Anne Coulter, da diocese de Valleyfield, a oeste de Montreal, disse: "sei que há muita controvérsia em torno das palavras do Papa, mas penso que é correto que ele peça desculpa pelas pessoas que agiram. Não se pode culpar toda a Igreja Católica, mas as pessoas que estiveram nas escolas residenciais", disse ela.
Consciente das elevadas expectativas, Anne Coulter expressou algum ceticismo acerca da celebração: "Não sei se uma missa é o que os nativos precisam. Talvez uma celebração de purificação deveria ter sido realizada, de acordo com os seus costumes, com a presença do Papa".

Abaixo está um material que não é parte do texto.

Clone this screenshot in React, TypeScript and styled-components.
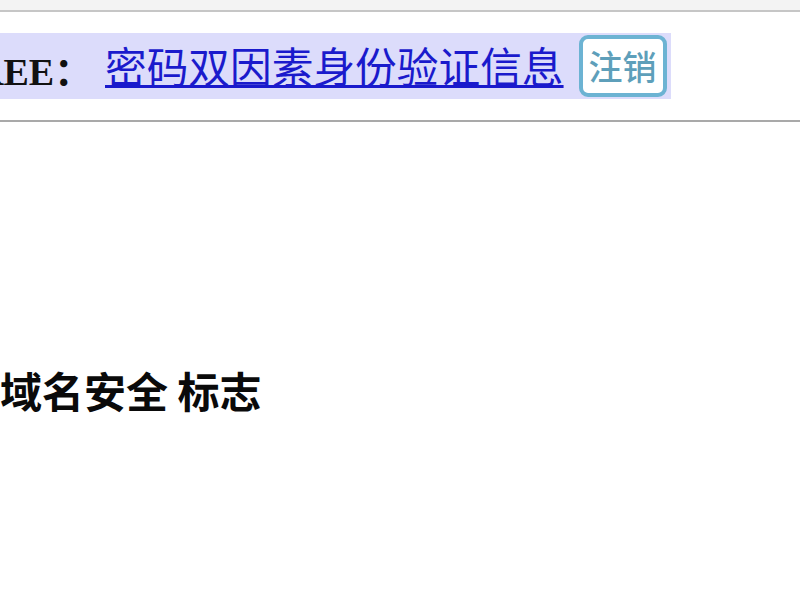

O Papa Francisco nomeia pesquisadora para o Pontifício Comité das Ciências Históricas
Por Isabella de Carvalho - O Papa Francisco nomeou a historiadora e arquivista austríaca Christine Maria Grafinger como membro do Comité Pontifício para as Ciências Históricas, o Gabinete de Imprensa da Santa Sé anunciou a 28 de Julho de 2022. A investigadora de 69 anos trabalha há mais de 20 anos nos arquivos da Biblioteca do Vaticano.

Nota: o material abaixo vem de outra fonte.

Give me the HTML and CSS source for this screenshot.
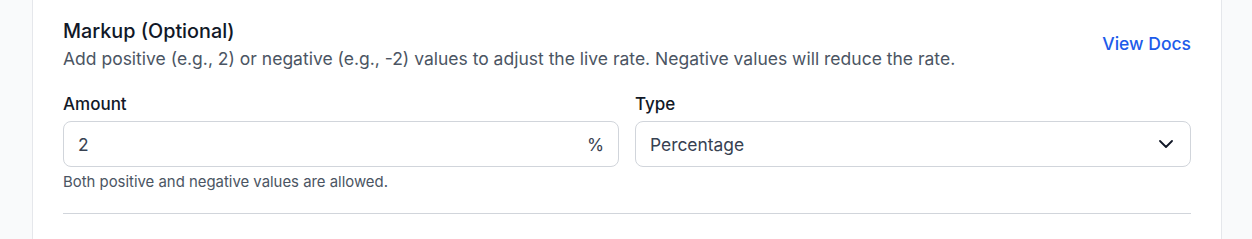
FILE: index.html
```html
<!DOCTYPE html>
<html>
<head>
<meta charset="utf-8">
<link rel="stylesheet" href="styles.css">
</head>
<body>
<div class="page">
  <section class="card">
    <div class="header">
      <div class="header-text">
        <h2 class="title">Markup (Optional)</h2>
        <p class="desc">Add positive (e.g., 2) or negative (e.g., -2) values to adjust the live rate. Negative values will reduce the rate.</p>
      </div>
      <a class="docs" href="#">View Docs</a>
    </div>
    <div class="fields">
      <div class="field">
        <label class="label">Amount</label>
        <div class="control">
          <span class="value">2</span>
          <span class="suffix">%</span>
        </div>
        <p class="help">Both positive and negative values are allowed.</p>
      </div>
      <div class="field">
        <label class="label">Type</label>
        <div class="control">
          <span class="value">Percentage</span>
          <svg class="chev" width="14" height="8" viewBox="0 0 14 8"><path d="M1 1l6 6 6-6" fill="none" stroke="#111827" stroke-width="1.8" stroke-linecap="round" stroke-linejoin="round"/></svg>
        </div>
      </div>
    </div>
    <hr class="divider">
  </section>
</div>
</body>
</html>
```
FILE: styles.css
```css
html, body {
  margin: 0;
  padding: 0;
  background: #f9fafb;
  font-family: Inter, "Noto Sans", sans-serif;
}
.page {
  padding-left: 32px;
  width: 1190px;
  height: 239px;
}
.card {
  background: #fff;
  border-left: 1px solid #e5e7eb;
  border-right: 1px solid #e5e7eb;
  height: 239px;
  box-sizing: border-box;
  padding: 18px 30px 0 30px;
}
.header {
  display: flex;
  align-items: center;
  justify-content: space-between;
}
.title {
  margin: 0;
  font-size: 19.8px;
  font-weight: 500;
  color: #111827;
  line-height: 26px;
}
.desc {
  margin: 2px 0 0;
  font-size: 17.5px;
  color: #4b5563;
  line-height: 26px;
}
.docs {
  color: #1d5bea;
  font-weight: 500;
  font-size: 17.5px;
  text-decoration: none;
  margin-top: -4px;
}
.fields {
  display: grid;
  grid-template-columns: 1fr 1fr;
  gap: 16px;
  margin-top: 21px;
}
.label {
  display: block;
  font-size: 17px;
  font-weight: 500;
  color: #111827;
  line-height: 22px;
  margin-bottom: 6px;
}
.control {
  height: 46px;
  box-sizing: border-box;
  border: 1px solid #d1d5db;
  border-radius: 8px;
  display: flex;
  align-items: center;
  justify-content: space-between;
  padding: 0 14px 0 14px;
  font-size: 17.4px;
  color: #374151;
}
.suffix {
  color: #374151;
}
.chev {
  margin-right: 3px;
}
.help {
  margin: 6px 0 0;
  font-size: 14.9px;
  color: #4b5563;
  line-height: 18px;
}
.divider {
  border: 0;
  border-top: 1px solid #d1d5db;
  margin: 22px 0 0;
}
```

Nascida em 1953 em Vöklabruck, Áustria, Christine Maria Grafinger obteve o doutorado em história moderna em 1980. De 1996 a 2018, trabalhou no Arquivo da Biblioteca do Vaticano, supervisionando uma coleção no Departamento Latino composta por mais de 150.000 manuscritos, os mais antigos dos quais datam do século III. Depois de regressar à Áustria, ensinou e continua a publicar artigos em revistas nas suas áreas de especialização.
O Comité Pontifício para as Ciências Históricas foi fundado em 1954 por Pio XII. O seu mandato é contribuir para o desenvolvimento das ciências históricas e a sua atividade é particularmente caracterizada por uma atenção especial aos arquivos da Igreja, especialmente os do Vaticano. Desde 2009, a instituição tem sido presidida pelo Padre Bernard Ardura, um religioso francês da ordem Premonstratense.